Active Short Circuit and Safe Discharge Mechanisms in Multi-Phase Inverters During Critical Failures

TL;DR

This paper introduces active short circuit and safe discharge mechanisms for multi-phase inverters, significantly improving fault detection, system response, and safety, especially in electric vehicle applications with high reliability demands.

Contribution

It presents a novel integrated fault protection approach combining centralized short circuit detection, active phase shorting, and controlled energy discharge for multi-phase inverters.

Findings

Enhanced fault detection performance

Improved system response during faults

Reduced thermal stress on components

Abstract

The multi-phase inverter has become more complicated, particularly in an Electric Vehicle (EV)'s power train, which requires a robust fault protection system. The proposed active short circuit and safe discharge mechanisms are also included in this work, dedicated to multi-phase converters in failure conditions. With silicon carbide (SiC) power modules increasingly used in high efficiency and high-power applications, the reliability under fault conditions is an extremely important factor.

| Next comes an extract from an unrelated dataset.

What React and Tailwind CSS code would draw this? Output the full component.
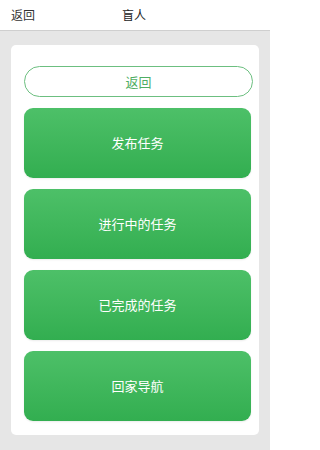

Cascading failures and permanent damage will occur in multi phase inverter systems if short circuit faults are not prevented. The proposed method combines one centralized short circuit detection, active phase shorting and controlled discharge to make these structures more robust. The on chip active short circuit mechanism isolates the affected phases quickly preventing faults from spreading to other areas of the inverter and the safe discharge mechanism controls energy discharged in fault scenarios, which reduces the thermal stress placed on essential components. The experimental results show that the proposed mechanisms can effectively enhance a fault detection performance, system response during faults, and the operation as whole at faults over the several existing methods. These mechanisms are demonstrated to be very important for enhancing the safety and reliability of multiphase inverters, especially for critical applications of such inverters as EV where high operational security is required.